Legal cannabis draws huge lineups as stores open in Calgary

About 250 pot enthusiasts bundled up against the cold and lined up outside one of Calgary’s two new cannabis retail shops early Wednesday morning, keen to be among the first customers on Day 1 of legal recreational cannabis in Canada.

2 retail locations open in city as recreational pot becomes legal in Canada

Customers queue outside 420 Premium Market on Wednesday morning to be among the first Canadians to legally purchase recreational cannabis. (Colleen Underwood/CBC)

About 250 pot enthusiasts bundled up against the cold and lined up outside one of Calgary's two new cannabis retail shops early Wednesday morning, keen to be among the first customers on Day 1 of legal recreational cannabis in Canada.

Security and Calgary police were on hand for any necessary crowd control at 420 Premium Market as it got ready to open for business at 10 a.m. in a strip mall at 9737 Macleod Trail S.W. 

Amber Craig, the company's vice-president of marketing, said customers will find the Calgary store to be a high-end retail experience.

"We spent a lot of time on our design and our branding, so we're really proud of that," she said.

"I think people will be pleasantly surprised when they walk in."

The other retail outlet to open in Calgary so far is Nova Cannabis, at 10816 Macleod Trail South, which opened its doors at 10 a.m., by which time there was a lineup of about 200 people waiting to get in. 

It's owned by Alcanna Incorporated, an Edmonton-based, publicly traded company that operates Liquor Depot and Wine and Beyond stores in Alberta.

At least 10 more retail outlets in Calgary have been approved by the city and are awaiting the final go-ahead from Alberta Gaming, Liquor and Cannabis (AGLC).

Alcanna Inc., which owns Nova Cannabis, released a statement saying the company is happy to be helping bring cannabis sales into the realm of legitimate business.

"Yesterday, and for decades before, criminals operating outside the law controlled 100 per cent of the recreational cannabis trade. Now, civil society begins to take back that activity through laws, regulations, quality controls and private enterprise that creates jobs and pays taxes," the company said.

'Heavy traffic' online

High demand for cannabis led to technical glitches on some online websites. Government-run and privately-operated sales portals went live at 12:01 a.m. local time across Canada, eliciting a wave of demand that resulted in a virtual lineup at Alberta's e-commerce portal.
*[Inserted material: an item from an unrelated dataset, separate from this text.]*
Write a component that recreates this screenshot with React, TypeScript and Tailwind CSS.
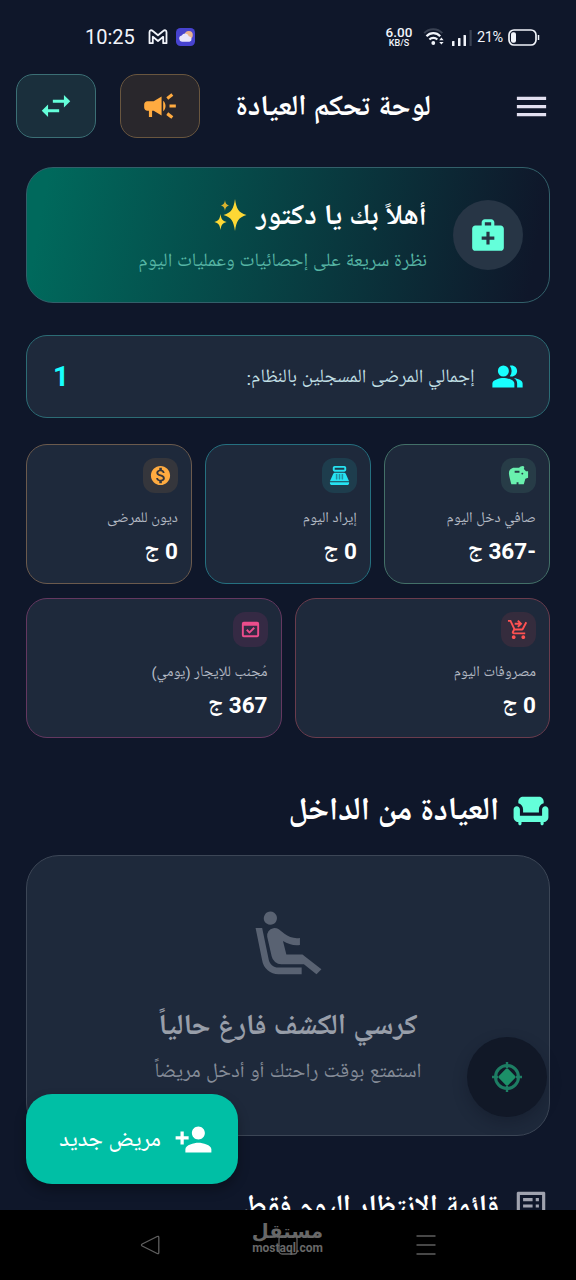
import React from 'react';
import {
  MdAirlineSeatReclineExtra,
  MdCampaign,
  MdChair,
  MdListAlt,
  MdMedicalServices,
  MdMenu,
  MdMonetizationOn,
  MdOutlineDomainVerification,
  MdPersonAdd,
  MdPointOfSale,
  MdSavings,
  MdShoppingCartCheckout,
  MdSwapHoriz,
} from 'react-icons/md';

function StatusBar() {
  return (
    <div dir="ltr" className="flex h-[74px] items-center pl-[85px] pr-9 text-[#f1f4fa]">
      <span className="w-[50px] whitespace-nowrap text-[20px] leading-none">10:25</span>
      <svg className="ml-[13px]" width="20" height="16" viewBox="0 0 20 16" fill="none" stroke="currentColor" strokeWidth="1.8" strokeLinejoin="round">
        <path d="M1.500 14.200V3.200c0-1.800 1.700-2.500 3-1.400L10 6.200l5.500-4.400c1.300-1.100 3-.4 3 1.400v11h-3.300V7.800L10 12 4.800 7.800v6.400z" />
      </svg>
      <svg className="ml-2" width="19" height="18" viewBox="0 0 19 18">
        <rect width="19" height="18" rx="4.500" fill="#4743cf" />
        <circle cx="12.800" cy="7" r="4" fill="#e9b38e" />
        <path d="M6 13.700a3.200 3.200 0 0 1-.3-6.300 4 4 0 0 1 7.100.8 2.800 2.800 0 0 1 .7 5.500z" fill="#e9e6fb" />
      </svg>

      <div className="ml-auto flex items-center">
        <div className="flex w-7 flex-col items-center whitespace-nowrap font-medium leading-none">
          <span className="text-[13.500px] leading-3">6.00</span>
          <span className="text-[9px] leading-[10px]">KB/S</span>
        </div>
        <svg className="ml-2.5" width="22" height="18" viewBox="0 0 22 18" fill="none" stroke="currentColor">
          <path d="M1.200 5.200C6-.2 14.500-.2 19.300 5.200" stroke="#3a4253" strokeWidth="2" />
          <path d="M3.500 8.200c3.700-4 10-4 13.700 0M6.400 11.600c2.200-2.300 5.700-2.300 7.900 0" strokeWidth="2.200" />
          <circle cx="10.300" cy="15" r="1.900" fill="currentColor" stroke="none" />
          <path d="M16.200 12.200l2.200-2.600 2.200 2.600zM16.200 14l2.200 2.600 2.200-2.600z" fill="currentColor" stroke="none" />
        </svg>
        <svg className="ml-1.5" width="21" height="17" viewBox="0 0 21 17" fill="currentColor">
          <rect x="1" y="12" width="2.500" height="5" rx=".6" />
          <rect x="7" y="9" width="2.500" height="8" rx=".6" />
          <rect x="12.500" y="6" width="2.500" height="11" rx=".6" />
          <rect x="18.500" y="1" width="2.200" height="16" rx=".6" fill="#3a4253" />
        </svg>
        <span className="ml-[5px] w-[27px] whitespace-nowrap pt-0.5 text-[14.500px] leading-none tracking-[-0.4px]">21%</span>
        <svg className="ml-1" width="32" height="17" viewBox="0 0 32 17">
          <rect x="1" y="1" width="27" height="15" rx="5" fill="none" stroke="currentColor" strokeWidth="1.700" />
          <rect x="3" y="3.200" width="5" height="10.600" rx="2" fill="currentColor" />
          <path d="M30.500 6v5" stroke="currentColor" strokeWidth="1.500" />
        </svg>
      </div>
    </div>
  );
}

function Header() {
  return (
    <header className="flex h-16 items-center pr-[25px] pl-4">
      <MdMenu className="size-[39px] text-[#e2e0f0]" />
      <h1 className="mr-[81px] whitespace-nowrap pt-1.5 text-[28.900px] font-bold leading-none">لوحة تحكم العيادة</h1>
      <div className="mr-auto flex gap-6">
        <button className="flex h-16 w-20 items-center justify-center rounded-[17px] border border-[#69563f] bg-[#29272c]">
          <MdCampaign className="size-[38px] text-[#ffab40]" />
        </button>
        <button className="flex h-16 w-20 items-center justify-center rounded-[17px] border border-[#3b6f75] bg-[#1a2f3c]">
          <MdSwapHoriz className="size-[38px] text-[#64ffda]" />
        </button>
      </div>
    </header>
  );
}

function Sparkles() {
  return (
    <svg className="mr-[9px] -mt-1.5" width="34" height="32" viewBox="0 0 34 32" fill="#fdd835">
      <path d="M22 0c1.500 10 3.300 13.500 11.500 16C25.300 18.500 23.500 22 22 32c-1.500-10-3.300-13.500-11.500-16C18.700 13.500 20.500 10 22 0z" />
      <path d="M7.500 15c.8 5 1.800 6.700 6.200 8-4.400 1.300-5.400 3-6.200 8-.8-5-1.800-6.700-6.200-8 4.400-1.300 5.400-3 6.200-8z" />
      <path d="M12 1c.5 3.500 1.300 4.600 4.300 5.500C13.300 7.400 12.500 8.500 12 12c-.5-3.500-1.300-4.600-4.300-5.500C10.700 5.600 11.500 4.500 12 1z" fill="#d9b22e" />
    </svg>
  );
}

function WelcomeCard() {
  return (
    <section className="mt-[29px] flex h-[136px] items-center rounded-[27px] border border-[#32606a] bg-linear-[100deg,#00695c_4%,#0f172a_96%] pr-[26px]">
      <div className="flex size-[70px] items-center justify-center rounded-full bg-[#273545]">
        <MdMedicalServices className="size-[38px] text-[#64ffda]" />
      </div>
      <div className="mr-[26px] pt-0.5">
        <div className="flex h-9 items-center">
          <h2 className="whitespace-nowrap pt-0.5 text-[28.800px] font-bold leading-none">أهلاً بك يا دكتور</h2>
          <Sparkles />
        </div>
        <p className="mt-[17px] whitespace-nowrap text-[19.200px] leading-none text-[#56b5a4]">نظرة سريعة على إحصائيات وعمليات اليوم</p>
      </div>
    </section>
  );
}

function PeopleIcon() {
  return (
    <svg width="33" height="33" viewBox="0 0 24 24" fill="#18ffff">
      <circle cx="9" cy="8" r="4" />
      <path d="M15 12c2.210 0 4-1.790 4-4s-1.790-4-4-4c-.470 0-.910.100-1.330.240a5.980 5.980 0 0 1 0 7.520c.420.140.860.240 1.330.240z" />
      <path d="M9 13c-2.670 0-8 1.340-8 4v3h16v-3c0-2.660-5.330-4-8-4zM16.670 13.130C18.040 14.060 19 15.320 19 17v3h4v-3c0-2.180-3.570-3.470-6.330-3.870z" />
    </svg>
  );
}

function TotalPatients() {
  return (
    <section className="mt-8 flex h-[83px] items-center rounded-[21px] border border-[#2c6c75] bg-[#1e293b] pr-[25px] pl-[26px]">
      <PeopleIcon />
      <span className="mr-4 whitespace-nowrap pt-1 text-[19.100px] leading-none text-[#c0dfe4]">إجمالي المرضى المسجلين بالنظام:</span>
      <span className="mr-auto text-[28px] font-bold leading-none text-[#18ffff]">1</span>
    </section>
  );
}

const topStats = [
  { label: 'صافي دخل اليوم', value: '-367', Icon: MdSavings, border: 'border-[#437068]', chip: 'bg-[#273c47]', icon: 'text-[#69f0ae]' },
  { label: 'إيراد اليوم', value: '0', Icon: MdPointOfSale, border: 'border-[#257080]', chip: 'bg-[#1e3d4d]', icon: 'text-[#26e3f2]' },
  { label: 'ديون للمرضى', value: '0', Icon: MdMonetizationOn, border: 'border-[#6b5a4d]', chip: 'bg-[#35363c]', icon: 'text-[#ffab40]' },
];

const bottomStats = [
  { label: 'مصروفات اليوم', value: '0', Icon: MdShoppingCartCheckout, border: 'border-[#6a3c4d]', chip: 'bg-[#352c3d]', icon: 'text-[#ff5252]' },
  { label: 'مُجنب للإيجار (يومي)', value: '367', Icon: MdOutlineDomainVerification, border: 'border-[#643860]', chip: 'bg-[#352a44]', icon: 'text-[#ec4d8c]' },
];

type Stat = (typeof topStats)[number];

function StatCard({ label, value, Icon, border, chip, icon }: Stat) {
  return (
    <div className={`flex h-[140px] flex-1 flex-col items-start rounded-[21px] border bg-[#1e293b] px-[13px] pt-[13px] ${border}`}>
      <div className={`flex size-[35px] items-center justify-center rounded-[12px] ${chip}`}>
        <Icon className={`size-[23px] ${icon}`} />
      </div>
      <div className="mt-[18px] whitespace-nowrap text-[14.800px] leading-4 text-[#b4bac4]">{label}</div>
      <div className="mt-2.5 flex gap-1.5 whitespace-nowrap text-[22.500px] font-bold leading-7">
        <span dir="ltr">{value.startsWith('-') ? `${value.slice(1)}-` : value}</span>
        <span>ج</span>
      </div>
    </div>
  );
}

function EmptyChair() {
  return (
    <section className="mt-6 flex h-[281px] flex-col items-center rounded-[33px] border border-[#3c4656] bg-[#1e293b] pt-[49px]">
      <MdAirlineSeatReclineExtra className="size-[79px] text-[#596272]" />
      <h3 className="mt-[26px] whitespace-nowrap text-[28.900px] font-bold leading-9 text-[#989ea9]">كرسي الكشف فارغ حالياً</h3>
      <p className="mt-[15px] whitespace-nowrap text-[20.700px] leading-6 text-[#858c98]">استمتع بوقت راحتك أو أدخل مريضاً</p>
    </section>
  );
}

function NavBar() {
  return (
    <nav dir="ltr" className="absolute inset-x-0 bottom-0 h-[70px] bg-black text-[#5f5f5f]">
      <div className="flex h-full items-center justify-between pr-[140px] pl-[140px]">
        <svg width="20" height="20" viewBox="0 0 20 20" fill="none" stroke="currentColor" strokeWidth="1.300" strokeLinejoin="round">
          <path d="M17.200 1.500Q18.800.8 18.800 2.500v15q0 1.700-1.600 1L2.200 11q-1.500-1 0-2z" />
        </svg>
        <svg width="20" height="20" viewBox="0 0 20 20" fill="none" stroke="currentColor" strokeWidth="1.300">
          <rect x="1" y="1" width="18" height="18" rx="3" />
        </svg>
        <svg width="20" height="20" viewBox="0 0 20 20" stroke="currentColor" strokeWidth="1.400">
          <path d="M.5 1h19M.5 10h19M.5 19h19" />
        </svg>
      </div>
      <div className="absolute top-[11px] left-[252px] flex w-[71px] flex-col items-center whitespace-nowrap font-bold text-[#686868]">
        <span className="font-['DejaVu_Sans'] text-[19.500px] leading-[22px]">مستقل</span>
        <span className="text-[12px] leading-[11px]">mostaql.com</span>
      </div>
    </nav>
  );
}

function App() {
  return (
    <div dir="rtl" className="relative h-[1280px] w-[576px] overflow-hidden bg-[#0f172a] font-['Roboto','Noto_Naskh_Arabic_UI','Noto_Sans_Arabic','DejaVu_Sans',sans-serif] text-white">
      <StatusBar />
      <Header />
      <main className="px-[26px]">
        <WelcomeCard />
        <TotalPatients />
        <div className="mt-[26px] flex gap-[13px]">
          {topStats.map((stat) => (
            <StatCard key={stat.label} {...stat} />
          ))}
        </div>
        <div className="mt-[14px] flex gap-[13px]">
          {bottomStats.map((stat) => (
            <StatCard key={stat.label} {...stat} />
          ))}
        </div>

        <div className="mt-[53px] flex h-10 items-center">
          <MdChair className="size-[38px] text-[#64ffda]" />
          <h2 className="mr-[13px] whitespace-nowrap pt-1 text-[32.100px] font-bold leading-none">العيادة من الداخل</h2>
        </div>
        <EmptyChair />
        <div className="mt-[50px] flex h-10 items-center">
          <MdListAlt className="size-[38px] -scale-x-100 text-[#a0a3af]" />
          <h2 className="mr-[13px] whitespace-nowrap pt-1.5 text-[28.200px] font-bold leading-none">قائمة الانتظار اليوم فقط</h2>
        </div>
      </main>

      <button className="absolute top-[1037px] left-[467px] flex size-20 items-center justify-center rounded-full bg-[#111827] shadow-[0_6px_14px_rgba(15,20,35,0.35)]">
        <svg width="32" height="32" viewBox="0 0 32 32" fill="none" stroke="#1d7d63">
          <circle cx="16" cy="16" r="11.500" strokeWidth="3" />
          <path d="M16 1v6M16 25v6M1 16h6M25 16h6" strokeWidth="2.400" />
          <rect x="9.500" y="9.500" width="13" height="13" rx="1.500" transform="rotate(45 16 16)" fill="#1c9068" stroke="none" />
        </svg>
      </button>

      <button className="absolute top-[1094px] left-[26px] flex h-[90px] w-[212px] items-center rounded-[26px] bg-[#00bfa5] pr-[25px] shadow-[0_6px_12px_rgba(0,0,0,0.3)]">
        <MdPersonAdd className="size-[39px]" />
        <span className="mr-[13px] whitespace-nowrap pt-1 text-[22.500px] font-medium leading-none">مريض جديد</span>
      </button>

      <NavBar />
    </div>
  );
}

export default App;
At 12:07 a.m. local time, the Alberta Liquor and Gaming Commission tweeted: "You like us! Our website is experiencing some heavy traffic. We are working hard to get it up and running."

AGLC spokesperson Kaleigh Miller said the site didn't actually crash.

"So what was happening is people were being put into a queue. You were kind of put into a waiting room so it could process. At one point, we saw over 11,000 people in the queue at once," she said.

"After about five minutes or so, it was processing 200 orders every five minutes."

By 8:30 a.m., there had been more than 40,000 visits to the site. Several items, from dried flowers to oils, sold out in a matter of hours, Miller said.

Advice for new users

A neuroscientist at the University of Calgary's Hotchkiss Brain Institute said people trying cannabis for the first time should know a few things first.

"Definitely they should start with low-potency products, and use a small amount, wait a few minutes, see how it affects them and gauge it from there," said Dr. Matthew Hill.

He said if someone smokes or vaporizes cannabis, the high usually starts in three to five minutes and typically lasts three or four hours.

But Hill said it's different for edibles, which take longer to kick in and create a longer high.

At a public education rally outside of city hall Wednesday afternoon, a board member of a local cannabis club said legalization is a good first step but he has some concerns.

"It's a step in the right direction," said Patrick Parsons, who was one of about a dozen attendees at the rally.

"The problem is it still criminalizes a slightly larger amount of cannabis … they also want to fine people that are driving days after using cannabis."

And Wednesday evening, a cloud of smoke filled Olympic Plaza where hundreds gathered to celebrate legalization.

"Canada's a well-known G7 country, that's going to set a precedent for other countries. And I think that's incredibly important, we should be setting that precedent," said attendee Clark Foster. 

"It's important for people to realize that this is a minor thing that people enjoy and that people shouldn't be going to jail for it. I think people here are celebrating something that was wrong for a long time being righted."

Matt Zabloski, who leads the city's cannabis legalization project, reminded Calgarians the public spaces are not the place to light up. 

"The cannabis consumption bylaw carries with it a $100 fine for people who are consuming non-medical cannabis in public," he said.

Law enforcement officials kept a low profile at the event, and there was no word on whether officers handed out any tickets. Police said their priority was public safety.

Zabloski said Calgarians who have concerns about people consuming in public following legalization should call 311.